Jesus, amo-te!

Avaliar Bento XVI a partir da sua inteligência, da sua renúncia ou das polémicas geradas à sua volta é, no fundo, continuar a olhar para a realidade espiritual a partir de uma grelha de leitura muito reduzida.

As últimas palavras de Bento XVI, segundo o enfermeiro que o acompanhava, foram dirigidas não a um deus desconhecido, mas ao próprio Messias – Jesus! E, curiosamente, aquele que foi objeto do seu pensamento, ao longo da vida, agora, no fim da vida, é objeto do seu amor. A boca fala da abundância do seu coração, diz São Paulo. Assim, o Conhecimento de Cristo fez aumentar em Bento XVI o seu amor por Ele.

Avaliar Bento XVI a partir da sua inteligência, da sua renúncia ou das polémicas geradas à sua volta é, no fundo, continuar a olhar para a realidade espiritual a partir de uma grelha de leitura muito reduzida. Bento XVI nem sequer foi um Papa que renunciou, mas um Ungido de Deus para levar os homens à comunhão com Cristo, deixando-se iluminar por Ele. Porque o Papa é só um, apesar de terem sido muitos homens a sentar-se na cadeira de Pedro.

É evidente que o lugar do Papa pode e deve ser visto como um lugar político, isto é, como aquele que situa a Igreja na polis, na cidade, na própria sociedade. No entanto, o serviço do Papa tem na base uma promessa feita por Jesus a Pedro: «Tu és Pedro e sobre esta pedra edificarei a minha Igreja e as portas do inferno não prevalecerão contra ela». Esta promessa feita a Pedro diz respeito à Igreja e não tanto a um homem apenas. É a partir desta promessa que devemos pensar o Papa Bento XVI.
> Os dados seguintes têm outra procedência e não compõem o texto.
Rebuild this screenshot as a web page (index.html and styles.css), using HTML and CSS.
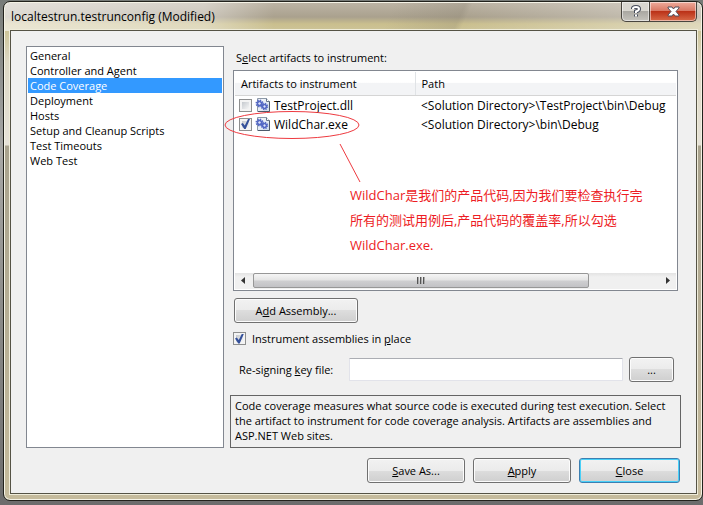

Olhar para Bento XVI como conservador – que continuo a dizer que não o era – em oposição aos progressistas, é não procurar ler o seu serviço à Igreja a partir desta promessa. A Igreja não é edificada sobre o homem, mas sobre uma pedra, uma rocha firme. Tal rocha é, em última análise, Cristo, sobre o qual a Igreja repousa e contra a qual as portas do inferno nunca terão qualquer poder.

É assim que gosto de ver o Papa Bento XVI e é, também, assim que gosto de ver o Papa Francisco. Assim, também, cresci e aprendi a ver o Papa João Paulo II, como herdeiro desta rocha firme sobre a qual está alicerçada a Igreja.

Há um mês, movido por uma inquietação interior sobre a minha própria vida e a minha situação na Igreja, decidi pegar no carro e, com um amigo, seguir até Valência para poder falar com o monge Cartuxo que, há trinta anos, me levou para o seminário. Este homem de Deus, um português, de Lisboa, é hoje o prior da Cartuxa de Valência e concedeu-me uns dez ou quinze minutos do seu tempo. Há muito que não o via…

Confessando-lhe as minhas inquietações e o que me tinha levado a empreender estes três mil quilómetros, o monge diz-me estes mesmas palavras: Edgar, a promessa que Jesus fez a Pedro – «Tu és Pedro e sobre esta pedra edificarei a minha Igreja e as portas do inferno não prevalecerão contra ela» – é uma promessa válida também hoje para nós.

Estas palavras do monge produziram em mim uma paz e uma tranquilidade enorme. Nessa altura percebi a serenidade que habitava o Papa Bento XVI apesar de todas as lutas e pressões de dentro e de fora da Igreja. Ele tinha, realmente, a certeza de que a Igreja não era dele nem de nenhum bispo ou padre ou mesmo de qualquer leigo… a Igreja é, pois, de Cristo e as portas do inferno não prevalecerão contra ela.

Será mesmo? Estará mesmo a Igreja protegida do poder do inferno? Como explicamos os cismas eminentes ou o fenómeno inimaginável da pedofilia ou até mesmo a apostasia silenciosa existente no povo de Deus e até numa parte significativa de sacerdotes?

A verdade é que o corpo de Cristo foi rasgado pelos cravos, suspenso no madeiro da cruz. As portas do inferno pareciam ter prevalecido contra o Messias, levando-O à morte, fazendo-o descer às portas da morte. Porém, o poder de Deus, por meio do seu Espírito, ressuscitou-O de entre os mortos. Assim, a Igreja não depende do Papa Bento XVI, como também não depende do Papa Francisco, mas de Cristo.